Consider a sequence of flipping a bit in a control register, and setting the PA6 pin high

TIM6->CR1 |= TIM_CR1_CEN;
GPIOA->BSRR = 1<<6;

Assuming that both peripherals were accessed recently, so their addresses are already held in registers (e.g. r2=TIM6, r3=GPIOA), this would translate to 5 machine code instructions (if optimizations are turned on)

ldr r0, [r2]
orr r0, #1
str r0, [r2]
mov r0, #64
str r0, [r3,#0x18]

loads and stores can take 2 cycles, mov and orr each take 1 cycle, flash latency could stall it a bit too, so 9 cycles seem like a worst case scenario but still plausible. If you'd drop the GPIO stuff, you can excpect almost the half of the overhead to go away.

The last operation taking 791 ns is puzzling, perhaps you can take a look at the disassembly.

You might be able to shave a few cycles off here and there. First of all, use neither HAL nor LL especially when there are tight timing requirements. Note that in the above example, all other bits of CR1 are 0, so writing

TIM6->CR1 = TIM_CR1_CEN;

instead of what LL_TIM_EnableCounter() does makes the time-consuming load from a peripheral register unnecessary, saving 2 or maybe 3 cycles due to pipelining. Using the HAL_ or LL_ functions makes spotting these kinds of unnecessary operations harder. (Is there any possible benefit of using LL?) Check every operation in the reference manual to see whether it's necessary at all. There is no need to check that the counter is enabled after enabling it, so here goes another 500 ns of overhead. You don't even have to start and stop the timer every time, just leave it running, and reset the counter whenever the start of an interval has to be marked.

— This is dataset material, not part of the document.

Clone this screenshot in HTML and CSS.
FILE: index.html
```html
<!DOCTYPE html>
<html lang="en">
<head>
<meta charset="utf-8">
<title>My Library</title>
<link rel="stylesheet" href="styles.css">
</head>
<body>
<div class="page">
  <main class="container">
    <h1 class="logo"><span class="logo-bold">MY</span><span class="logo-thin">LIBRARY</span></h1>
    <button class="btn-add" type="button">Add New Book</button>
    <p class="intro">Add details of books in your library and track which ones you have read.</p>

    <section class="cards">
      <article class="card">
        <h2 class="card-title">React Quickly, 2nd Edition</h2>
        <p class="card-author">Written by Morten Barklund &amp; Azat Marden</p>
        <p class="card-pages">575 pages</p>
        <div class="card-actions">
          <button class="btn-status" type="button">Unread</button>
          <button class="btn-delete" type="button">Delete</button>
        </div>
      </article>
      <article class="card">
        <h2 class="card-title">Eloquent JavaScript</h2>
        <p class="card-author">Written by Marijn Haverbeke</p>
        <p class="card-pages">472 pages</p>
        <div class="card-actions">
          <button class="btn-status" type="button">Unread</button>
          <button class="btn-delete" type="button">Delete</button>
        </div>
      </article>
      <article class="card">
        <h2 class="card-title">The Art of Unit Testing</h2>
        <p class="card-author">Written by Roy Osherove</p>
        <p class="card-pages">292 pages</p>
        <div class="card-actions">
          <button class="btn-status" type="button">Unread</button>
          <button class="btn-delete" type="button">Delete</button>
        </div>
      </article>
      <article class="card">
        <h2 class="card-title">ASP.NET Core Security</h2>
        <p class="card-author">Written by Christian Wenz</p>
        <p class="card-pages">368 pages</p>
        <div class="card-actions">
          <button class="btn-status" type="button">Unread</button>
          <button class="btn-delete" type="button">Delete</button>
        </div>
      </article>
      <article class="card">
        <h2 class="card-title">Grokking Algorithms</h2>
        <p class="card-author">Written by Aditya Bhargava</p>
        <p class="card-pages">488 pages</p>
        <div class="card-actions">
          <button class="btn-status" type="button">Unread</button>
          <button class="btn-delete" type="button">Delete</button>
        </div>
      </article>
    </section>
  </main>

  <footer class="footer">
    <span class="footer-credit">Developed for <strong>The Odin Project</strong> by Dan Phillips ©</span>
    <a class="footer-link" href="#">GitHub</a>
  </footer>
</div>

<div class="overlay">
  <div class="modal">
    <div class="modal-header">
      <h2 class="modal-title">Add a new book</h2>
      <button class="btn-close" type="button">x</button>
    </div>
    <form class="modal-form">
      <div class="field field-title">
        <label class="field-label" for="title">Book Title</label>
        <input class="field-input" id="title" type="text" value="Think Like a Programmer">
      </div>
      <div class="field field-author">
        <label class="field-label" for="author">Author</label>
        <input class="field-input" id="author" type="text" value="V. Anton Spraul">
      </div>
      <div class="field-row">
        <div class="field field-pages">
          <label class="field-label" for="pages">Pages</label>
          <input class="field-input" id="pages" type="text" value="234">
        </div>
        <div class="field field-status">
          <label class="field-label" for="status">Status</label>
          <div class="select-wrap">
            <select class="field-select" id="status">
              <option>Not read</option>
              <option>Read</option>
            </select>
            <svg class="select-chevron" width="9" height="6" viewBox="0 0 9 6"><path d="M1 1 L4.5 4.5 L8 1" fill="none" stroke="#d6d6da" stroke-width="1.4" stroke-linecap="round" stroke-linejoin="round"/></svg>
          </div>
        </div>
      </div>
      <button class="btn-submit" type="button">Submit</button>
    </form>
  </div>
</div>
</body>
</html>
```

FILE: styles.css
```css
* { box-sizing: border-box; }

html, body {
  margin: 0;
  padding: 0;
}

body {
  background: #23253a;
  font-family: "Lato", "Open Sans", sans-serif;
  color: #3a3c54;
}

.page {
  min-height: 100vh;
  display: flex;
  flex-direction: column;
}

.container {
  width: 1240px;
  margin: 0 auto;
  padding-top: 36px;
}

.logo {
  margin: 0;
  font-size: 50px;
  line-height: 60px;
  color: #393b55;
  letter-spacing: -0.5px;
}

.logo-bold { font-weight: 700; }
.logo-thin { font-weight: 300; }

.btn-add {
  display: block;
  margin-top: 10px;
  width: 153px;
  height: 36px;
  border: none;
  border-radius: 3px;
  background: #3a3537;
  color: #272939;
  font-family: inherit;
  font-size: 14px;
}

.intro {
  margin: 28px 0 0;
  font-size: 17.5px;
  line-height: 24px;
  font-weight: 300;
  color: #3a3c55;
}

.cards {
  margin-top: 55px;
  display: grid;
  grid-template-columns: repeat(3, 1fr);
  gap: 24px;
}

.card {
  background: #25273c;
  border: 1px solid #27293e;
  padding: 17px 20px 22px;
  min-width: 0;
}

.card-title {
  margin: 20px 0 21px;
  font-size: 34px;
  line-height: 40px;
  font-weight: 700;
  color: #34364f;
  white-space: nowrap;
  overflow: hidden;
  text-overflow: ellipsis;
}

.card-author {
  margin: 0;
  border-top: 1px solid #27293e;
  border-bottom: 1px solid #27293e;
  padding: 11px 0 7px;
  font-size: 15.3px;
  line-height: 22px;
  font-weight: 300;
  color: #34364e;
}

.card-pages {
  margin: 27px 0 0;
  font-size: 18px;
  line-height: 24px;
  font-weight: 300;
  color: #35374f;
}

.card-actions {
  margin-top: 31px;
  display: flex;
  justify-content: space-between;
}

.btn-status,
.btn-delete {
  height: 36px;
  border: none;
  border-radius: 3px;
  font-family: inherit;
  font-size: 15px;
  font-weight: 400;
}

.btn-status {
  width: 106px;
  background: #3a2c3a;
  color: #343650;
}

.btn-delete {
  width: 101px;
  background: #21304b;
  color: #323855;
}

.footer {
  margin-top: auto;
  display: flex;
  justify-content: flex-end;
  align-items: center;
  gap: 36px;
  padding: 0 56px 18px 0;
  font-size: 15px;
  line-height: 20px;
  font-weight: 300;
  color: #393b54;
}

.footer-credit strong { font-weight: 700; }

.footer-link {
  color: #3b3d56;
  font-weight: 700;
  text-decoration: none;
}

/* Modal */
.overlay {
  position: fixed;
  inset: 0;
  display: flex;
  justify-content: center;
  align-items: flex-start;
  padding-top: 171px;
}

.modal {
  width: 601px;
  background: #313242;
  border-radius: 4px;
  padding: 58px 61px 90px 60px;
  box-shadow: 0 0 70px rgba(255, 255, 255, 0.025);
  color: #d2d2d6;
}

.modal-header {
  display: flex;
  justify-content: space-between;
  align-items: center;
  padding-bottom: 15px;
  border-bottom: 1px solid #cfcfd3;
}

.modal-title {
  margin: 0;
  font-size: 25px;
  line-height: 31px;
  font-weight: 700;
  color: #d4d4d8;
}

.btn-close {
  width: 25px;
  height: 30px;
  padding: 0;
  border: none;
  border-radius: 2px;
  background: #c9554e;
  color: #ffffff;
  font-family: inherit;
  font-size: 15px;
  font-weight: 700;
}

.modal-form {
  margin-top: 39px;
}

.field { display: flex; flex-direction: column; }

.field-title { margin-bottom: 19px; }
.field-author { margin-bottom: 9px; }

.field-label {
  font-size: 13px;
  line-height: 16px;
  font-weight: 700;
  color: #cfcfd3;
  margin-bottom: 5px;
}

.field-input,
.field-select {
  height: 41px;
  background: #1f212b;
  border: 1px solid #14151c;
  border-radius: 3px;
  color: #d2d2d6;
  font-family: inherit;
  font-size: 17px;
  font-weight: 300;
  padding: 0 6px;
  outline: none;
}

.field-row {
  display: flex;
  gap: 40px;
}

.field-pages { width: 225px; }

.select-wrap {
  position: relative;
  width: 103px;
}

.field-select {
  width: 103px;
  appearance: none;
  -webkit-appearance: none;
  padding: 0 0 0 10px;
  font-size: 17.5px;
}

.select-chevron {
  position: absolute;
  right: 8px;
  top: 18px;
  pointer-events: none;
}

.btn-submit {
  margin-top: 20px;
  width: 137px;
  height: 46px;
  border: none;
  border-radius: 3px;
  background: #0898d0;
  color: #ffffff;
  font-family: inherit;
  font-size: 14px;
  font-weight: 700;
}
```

It should be possible to have an overhead of about 400-600 ns, but I don't think it would go below that. If that's still unacceptable, consider instead what do you need the delay for in the first place. Can perhaps a timer do the task on its own, or trigger a DMA transfer or two to do the job?

S.Ma · ‎2020-01-04

To me the implementation is wrong and will cause lots of debug and side effects.

If the SW timings is nearly to its limit, this is a red alert.

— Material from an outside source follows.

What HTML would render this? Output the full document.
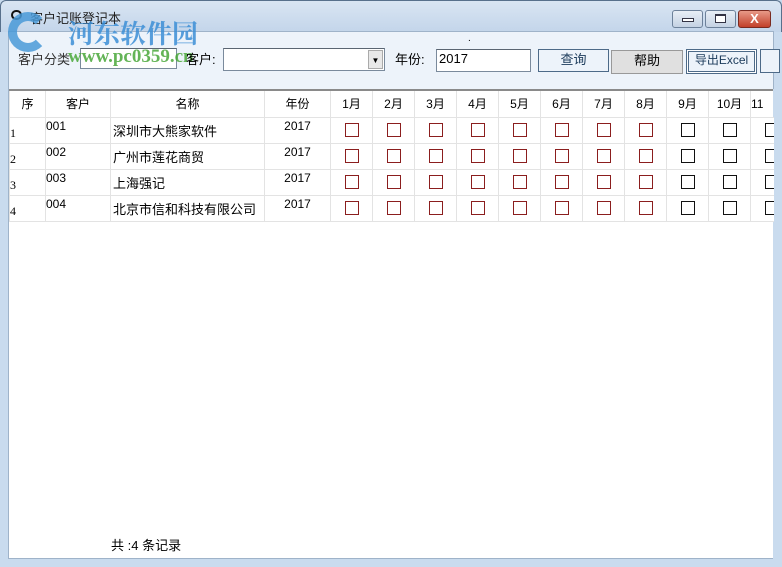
<!DOCTYPE html>
<html><head><meta charset="utf-8"><style>
*{margin:0;padding:0;box-sizing:border-box}
body{width:782px;height:567px;overflow:hidden;background:#c9dbee;font-family:"Liberation Sans","Noto Sans CJK SC",sans-serif;font-size:12px;color:#000;position:relative}
.abs{position:absolute}
.title{left:0;top:0;width:782px;height:32px;background:linear-gradient(#d9e5f3,#c3d5ea);border:1px solid #58708c;border-bottom:none;border-radius:6px 6px 0 0}
.client{left:8px;top:31px;width:766px;height:528px;background:#edf3fa;border:1px solid #9fb3c9}
.wb{top:10px;height:18px;border:1px solid #6d819a;border-radius:3px;background:linear-gradient(#e8eef6,#c4d2e3)}
.input{background:#fff;border:1px solid #7a8a9c;border-top-color:#5a6572}
.btn{border:1px solid #4d6a88;background:#edf3fa;text-align:center;line-height:20px;font-size:13px;color:#1b3a5a}
table{border-collapse:collapse;position:absolute;left:9px;top:89px;background:#fff;table-layout:fixed}
td{border:1px solid #e3e3e3;height:26px;font-size:12px;vertical-align:middle;overflow:hidden;white-space:nowrap}
.hd td{text-align:center;height:27px;border-top:2px solid #8a8a8a}
.cb{display:inline-block;width:14px;height:14px;border:1px solid #8b1e1e}
.cb.k{border-color:#111}
</style></head><body>
<div class="abs title"></div>
<div class="abs" style="left:11px;top:10px;width:11px;height:10px;border:2px solid #111;border-radius:5px"></div>
<div class="abs" style="left:30px;top:8px;font-size:13px;color:#222">客户记账登记本</div>
<div class="abs wb" style="left:672px;width:31px"><div style="margin:7px auto;width:12px;height:4px;border:1px solid #334;background:#fff"></div></div>
<div class="abs wb" style="left:705px;width:31px"><div style="margin:3px auto;width:11px;height:9px;border:1px solid #334;border-top-width:2px;background:#fff"></div></div>
<div class="abs wb" style="left:738px;width:33px;background:linear-gradient(#e89a88,#c2402a);border-color:#7a2a20;color:#fff;text-align:center;font-weight:bold;line-height:15px;font-size:13px">X</div>
<div class="abs client"></div>
<div class="abs" style="left:9px;top:89px;width:764px;height:469px;background:#fff"></div>
<div class="abs" style="left:8px;top:12px;width:40px;height:40px;border-radius:50%;border:9px solid #4a9ad8;border-right-color:transparent;opacity:.85"></div>
<div class="abs" style="left:68px;top:14px;font-size:26px;font-weight:bold;color:#3c8fd6;opacity:.85;font-family:'Noto Serif CJK SC',serif">河东软件园</div>
<div class="abs" style="left:18px;top:49px;font-size:13px;color:#333">客户分类</div>
<div class="abs input" style="left:80px;top:48px;width:97px;height:21px"></div>
<div class="abs" style="left:68px;top:46px;font-size:19px;font-weight:bold;color:#4aa83a;opacity:.85;font-family:'Liberation Serif',serif">www.pc0359.cn</div>
<div class="abs" style="left:186px;top:49px;font-size:13px">客户:</div>
<div class="abs input" style="left:223px;top:48px;width:162px;height:23px"><div style="position:absolute;right:1px;top:1px;width:15px;height:19px;background:#e8e8e8;border:1px solid #aaa;font-size:8px;text-align:center;line-height:19px">▼</div></div>
<div class="abs" style="left:395px;top:49px;font-size:13px">年份:</div>
<div class="abs input" style="left:436px;top:49px;width:95px;height:23px;padding:1px 2px;font-size:13px">2017</div>
<div class="abs" style="left:468px;top:33px;font-size:10px">.</div>
<div class="abs btn" style="left:538px;top:49px;width:71px;height:23px">查询</div>
<div class="abs btn" style="left:611px;top:50px;width:72px;height:24px;background:#e0e0e0;border-color:#999;color:#000">帮助</div>
<div class="abs btn" style="left:686px;top:49px;width:71px;height:25px;font-size:12px;box-shadow:inset 0 0 0 1px #fff,inset 0 0 0 2px #4d6a88">导出Excel</div>
<div class="abs btn" style="left:760px;top:49px;width:20px;height:24px"></div>
<table style="width:764px">
<colgroup><col style="width:36px"><col style="width:65px"><col style="width:154px"><col style="width:66px"><col span="10" style="width:42px"><col style="width:23px"></colgroup>
<tr class="hd"><td>序</td><td>客户</td><td>名称</td><td>年份</td><td>1月</td><td>2月</td><td>3月</td><td>4月</td><td>5月</td><td>6月</td><td>7月</td><td>8月</td><td>9月</td><td>10月</td><td style="border-right:none;text-align:left">11</td></tr>
</table>
<div class="abs" style="left:773px;top:89px;width:9px;height:470px;background:#c9dbee"></div>
<div class="abs" style="left:9px;top:117px;width:764px" id="rows"></div>
<script>
var d=[["1","001","深圳市大熊家软件"],["2","002","广州市莲花商贸"],["3","003","上海强记"],["4","004","北京市信和科技有限公司"]];
var h='<table style="left:0;top:0;width:764px"><colgroup><col style="width:36px"><col style="width:65px"><col style="width:154px"><col style="width:66px"><col span="10" style="width:42px"><col style="width:23px"></colgroup>';
d.forEach(function(r){h+='<tr><td style="padding-top:6px;font-family:Liberation Serif">'+r[0]+'</td><td style="vertical-align:top;padding-top:1px">'+r[1]+'</td><td style="padding:2px;font-size:13px">'+r[2]+'</td><td style="text-align:center;vertical-align:top;padding-top:1px">2017</td>';
for(var i=0;i<11;i++)h+='<td style="text-align:center;padding-top:2px'+(i==10?';border-right:none;text-align:left;padding-left:14px':'')+'"><span class="cb'+(i>7?' k':'')+'"></span></td>';
h+='</tr>';});
document.getElementById('rows').innerHTML=h+'</table>';
</script>
<div class="abs" style="left:111px;top:535px;font-size:13px">共 :4 条记录</div>
</body></html>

Say you implement USB with interrupts at top priority, then your implementation will malfunction randomly.

Better use the timer(s) HW features effectively. Use HW resources as much as possible and make sure the SW has enough margins for all that is running on the core.

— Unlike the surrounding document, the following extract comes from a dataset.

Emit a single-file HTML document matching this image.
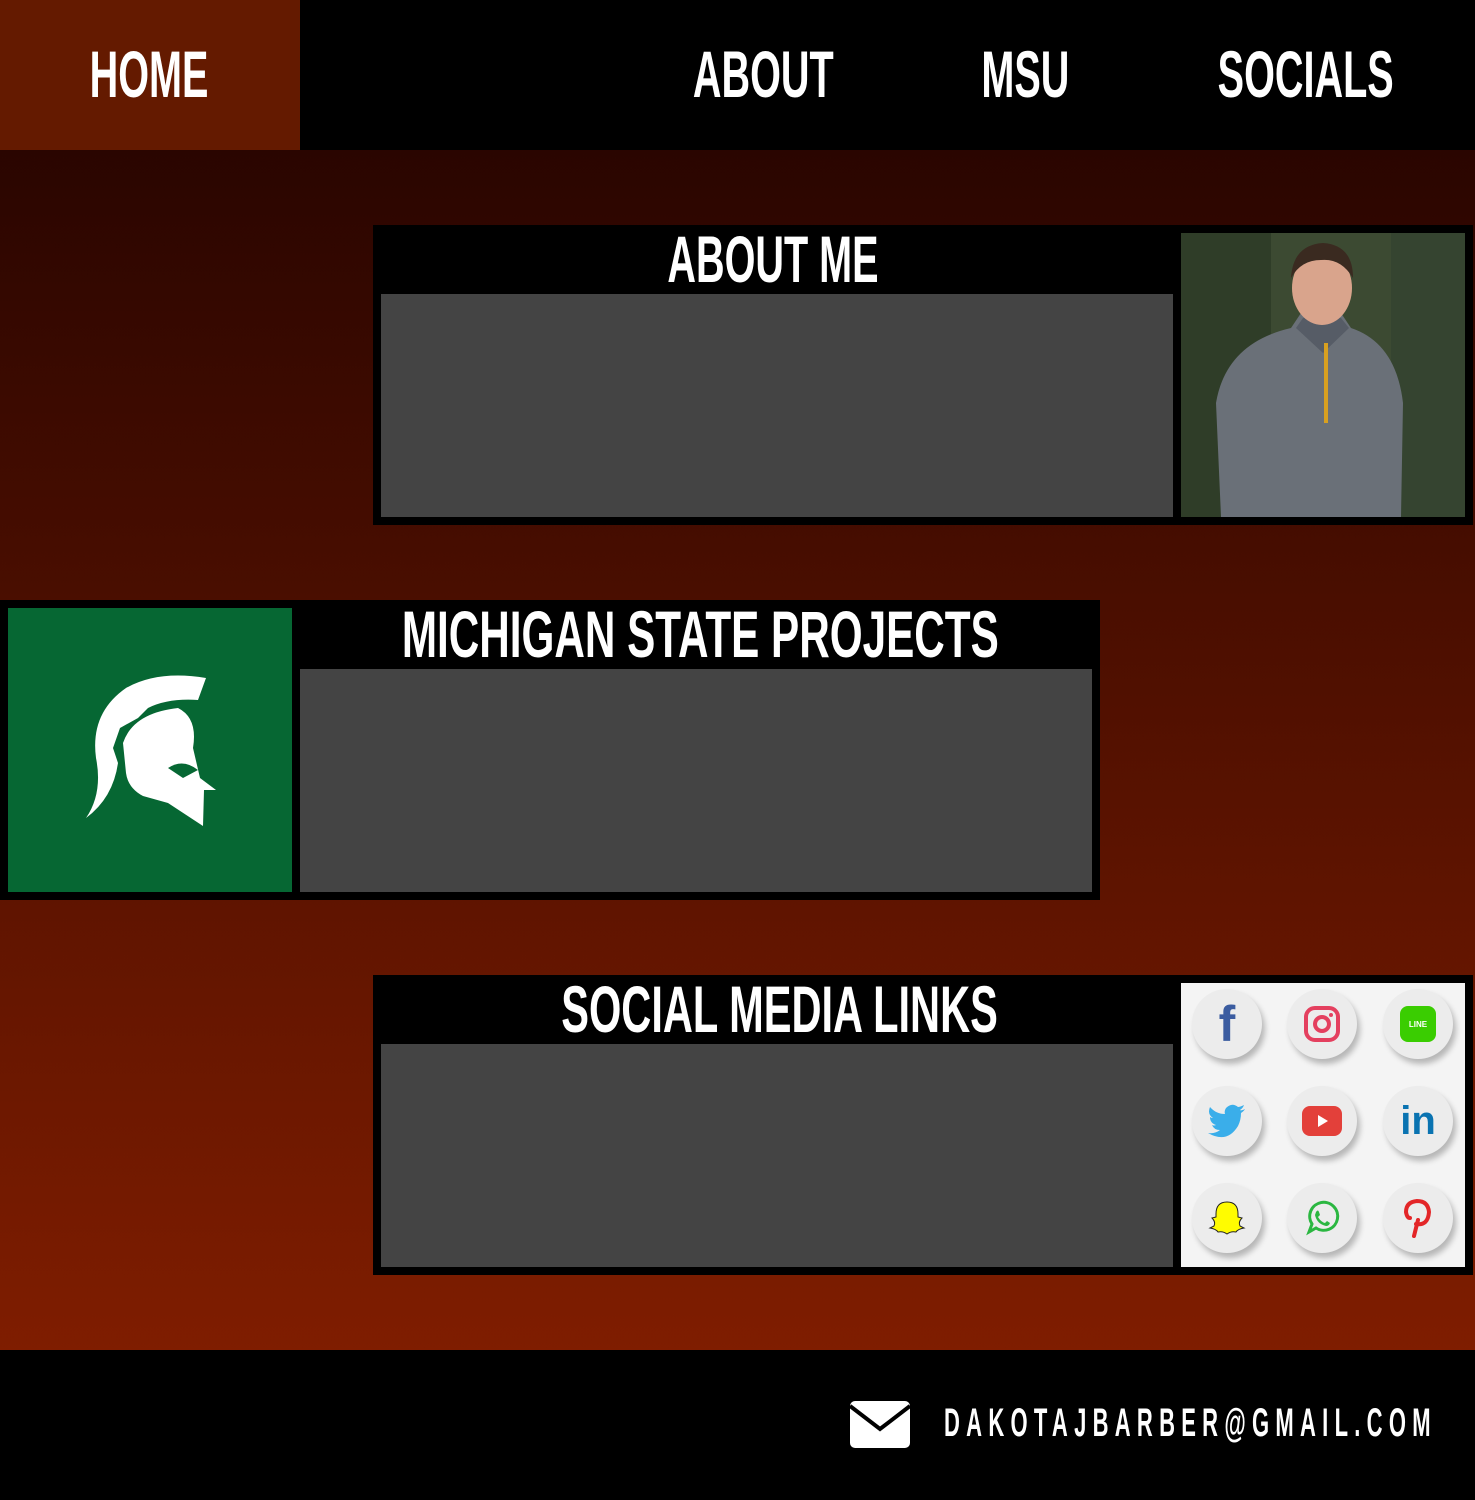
<!DOCTYPE html>
<html><head><meta charset="utf-8"><style>
*{margin:0;padding:0;box-sizing:border-box}
body{width:1475px;height:1500px;position:relative;overflow:hidden;background:linear-gradient(#2a0500 150px,#7f1d00 1350px);font-family:"Liberation Sans",sans-serif;font-weight:bold;color:#fff}
.a{position:absolute}
.t{position:absolute;text-align:center;font-size:66px;line-height:66px;white-space:nowrap;width:2000px}
.t span{display:inline-block;transform:scaleX(.6)}
.gray{position:absolute;background:#444}
.ic{position:absolute;width:70px;height:70px;border-radius:50%;background:#ececec;box-shadow:3px 5px 6px rgba(0,0,0,.25);display:flex;align-items:center;justify-content:center}
</style></head><body>
<div class="a" style="left:0;top:0;width:1475px;height:150px;background:#000"></div>
<div class="a" style="left:0;top:0;width:300px;height:150px;background:#641a00"></div>
<div class="t" style="left:-851px;top:41px"><span>HOME</span></div>
<div class="t" style="left:-237px;top:41px"><span>ABOUT</span></div>
<div class="t" style="left:25px;top:41px"><span>MSU</span></div>
<div class="t" style="left:306px;top:41px"><span>SOCIALS</span></div>

<!-- about -->
<div class="a" style="left:373px;top:225px;width:1100px;height:300px;background:#000"></div>
<div class="t" style="left:-227px;top:226px"><span>ABOUT ME</span></div>
<div class="gray" style="left:381px;top:294px;width:792px;height:223px"></div>
<svg class="a" style="left:1181px;top:233px" width="284" height="284" viewBox="0 0 284 284">
<rect width="284" height="284" fill="#3c4a32"/>
<rect x="0" y="0" width="90" height="284" fill="#2f3d28"/>
<rect x="210" y="0" width="74" height="284" fill="#354430"/>
<path d="M40 284 L35 170 Q45 110 110 95 L120 80 L160 80 L170 95 Q215 110 222 170 L220 284Z" fill="#6a7078"/>
<path d="M115 95 L142 120 L168 95 L160 85 L122 85Z" fill="#565c66"/>
<rect x="143" y="110" width="4" height="80" fill="#d8a020"/>
<ellipse cx="141" cy="55" rx="30" ry="37" fill="#d9a48c"/>
<path d="M110 45 Q112 12 142 10 Q172 12 172 45 Q160 25 140 27 Q120 27 110 45Z" fill="#3a2a20"/>
</svg>

<!-- msu -->
<div class="a" style="left:0;top:600px;width:1100px;height:300px;background:#000"></div>
<div class="a" style="left:8px;top:608px;width:284px;height:284px;background:#066733"></div>
<svg class="a" style="left:8px;top:608px" width="284" height="284" viewBox="0 0 284 284">
<path d="M78 210 Q95 185 88 150 Q82 105 118 80 Q150 62 198 70 L190 92 Q160 90 140 100 L130 110 L112 120 L105 140 L110 155 Q105 190 78 210Z" fill="#fff"/>
<path d="M115 135 Q125 105 170 100 Q190 110 185 140 L192 170 L208 182 L196 182 L195 218 L160 195 L135 188 Q120 180 118 165Z" fill="#fff"/>
<path d="M160 160 Q175 150 190 162 L175 170Z" fill="#066733"/>
</svg>
<div class="t" style="left:-300px;top:601px"><span style="transform:scaleX(.64)">MICHIGAN STATE PROJECTS</span></div>
<div class="gray" style="left:300px;top:669px;width:792px;height:223px"></div>

<!-- social -->
<div class="a" style="left:373px;top:975px;width:1100px;height:300px;background:#000"></div>
<div class="t" style="left:-220px;top:976px"><span style="transform:scaleX(.63)">SOCIAL MEDIA LINKS</span></div>
<div class="gray" style="left:381px;top:1044px;width:792px;height:223px"></div>
<div class="a" style="left:1181px;top:983px;width:284px;height:284px;background:#f4f4f4"></div>
<div class="ic" style="left:1192px;top:989px"><span style="color:#3b5ca0;font-size:50px;font-family:'Liberation Sans'">f</span></div>
<div class="ic" style="left:1287px;top:989px"><svg width="36" height="36" viewBox="0 0 36 36"><rect x="2" y="2" width="32" height="32" rx="9" fill="none" stroke="#e4405f" stroke-width="4"/><circle cx="18" cy="18" r="7" fill="none" stroke="#e4405f" stroke-width="4"/><circle cx="27" cy="9" r="2" fill="#e4405f"/></svg></div>
<div class="ic" style="left:1383px;top:989px"><div style="width:36px;height:36px;border-radius:8px;background:#3acd01;color:#fff;font-size:8px;display:flex;align-items:center;justify-content:center">LINE</div></div>
<div class="ic" style="left:1192px;top:1086px"><svg width="40" height="34" viewBox="0 0 40 34"><path d="M38 5 Q34 7 33 6 Q36 4 37 1 Q33 3 31 3 Q25 -2 19 4 Q17 7 18 10 Q9 10 3 3 Q0 10 6 14 Q4 14 3 13 Q3 19 9 21 Q7 22 5 21 Q7 26 13 26 Q8 30 1 29 Q20 40 31 22 Q34 16 34 9 Q37 7 38 5Z" fill="#3aaeea"/></svg></div>
<div class="ic" style="left:1287px;top:1086px"><svg width="40" height="30" viewBox="0 0 40 30"><rect width="40" height="30" rx="8" fill="#e3403a"/><path d="M16 9 L26 15 L16 21Z" fill="#fff"/></svg></div>
<div class="ic" style="left:1383px;top:1086px"><span style="color:#0a73b1;font-size:40px">in</span></div>
<div class="ic" style="left:1192px;top:1183px"><svg width="38" height="38" viewBox="0 0 38 38"><path d="M19 3 Q30 3 30 15 L30 18 L34 19 Q30 23 32 27 L36 29 Q30 30 28 33 Q23 32 19 35 Q15 32 10 33 Q8 30 2 29 L6 27 Q8 23 4 19 L8 18 L8 15 Q8 3 19 3Z" fill="#fffc00" stroke="#222" stroke-width="1"/></svg></div>
<div class="ic" style="left:1287px;top:1183px"><svg width="36" height="36" viewBox="0 0 36 36"><path d="M5 32 L8 24 A14 14 0 1 1 12 28Z" fill="none" stroke="#2bb741" stroke-width="3"/><path d="M12 12 Q14 9 15 12 L16 15 L14 17 Q17 22 21 23 L23 21 L26 23 Q25 26 22 26 Q13 24 11 15Z" fill="#2bb741"/></svg></div>
<div class="ic" style="left:1383px;top:1183px"><svg width="30" height="40" viewBox="0 0 30 40"><path d="M11 38 L15 22 M13 26 Q25 28 26 14 Q25 3 14 3 Q3 4 3 14 Q4 20 7 20" fill="none" stroke="#e32628" stroke-width="4" stroke-linecap="round"/></svg></div>

<!-- footer -->
<div class="a" style="left:0;top:1350px;width:1475px;height:150px;background:#000"></div>
<svg class="a" style="left:850px;top:1401px" width="60" height="47" viewBox="0 0 60 47"><rect width="60" height="47" rx="5" fill="#fff"/><path d="M0 5 L30 28 L60 5" fill="none" stroke="#000" stroke-width="4"/></svg>
<div class="a" style="left:944px;top:1399px;font-size:40px;line-height:48px;letter-spacing:11.4px;transform:scaleX(.55);transform-origin:left;white-space:nowrap;font-weight:bold">DAKOTAJBARBER@GMAIL.COM</div>
</body></html>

However it is still possible to learn this the long and hard way. :D

And you'll start to discover your code is compiler optimisation dependent. Go figure...

schperplata · ‎2020-01-04

You don't even have to start and stop the timer every time, just leave it running, and reset the counter whenever the start of an interval has to be marked.

Both of you are right: this is not the right approach and what I reported here is actually only a test scenario, because some timings were strange to me. I did as berendi suggested, I have a free running timer and just check current values. I just wan't to clarify this issue.

Hovever, I checked dissassembly code as you suggested and I counted roughly 40 + n*4 instructions, which, at 32MHz adds 1.4us (without while loop). I imagine some instructions are not single cycle and I didn't bother with counting branching... So I guess it is actually as expected.

So, lesson learned: even a single GPIO write to register can take a hundred ns (register write: 3 instructions, @ 32MHz -> 93.75 ns).

Thank you.

BTW: doesn't LL_ library do the bare minimum (unlike HAL_), withou any redundant code? For example:

LL_TIM_SetCounter(TIM6, 0);

is actually:

__STATIC_INLINE void LL_TIM_SetCounter(TIM_TypeDef *TIMx, uint32_t Counter)
{
  WRITE_REG(TIMx->CNT, Counter);
}
 
// where WRITE_REG is:
#define WRITE_REG(REG, VAL)   ((REG) = (VAL))

I would think this is as optimized as it gets. Am I wrong?

berendi · ‎2020-01-04

There are some LL functions that do the bare minimum, some that add a bit of unnecessary processing (like LL_TIM_EnableCounter() above) that counts when things should happen fast, like in an interrupt handler, and some are horribly bloated, look at timer channel (IC/OC/Encoder) configuration in LL.

My question is rather what is the advantage of writing LL_TIM_EnableCounter() instead of TIMx->CR1 |= TIM_CR1_CEN ? Why does someone choose a "library" of poorly documented one-liner functions instead of an extensively documented register interface, if they indeed do the same?

schperplata · ‎2020-01-04

My question is rather what is the advantage of writing LL_TIM_EnableCounter() instead of TIMx->CR1 |= TIM_CR1_CEN ? Why does someone choose a "library" of poorly documented one-liner functions instead of an extensively documented register interface, if they indeed do the same?

Well, that is simple to answer: because TIM_EnableCounter can be understood by human, while TIMx->CR1 |= TIM_CR1_CEN is forgotten after 2 minutes :). And a bunch of other pros, but I do agree, bad library is worse than raw register writes.

Anyway, thanks for your help, really appreciate it!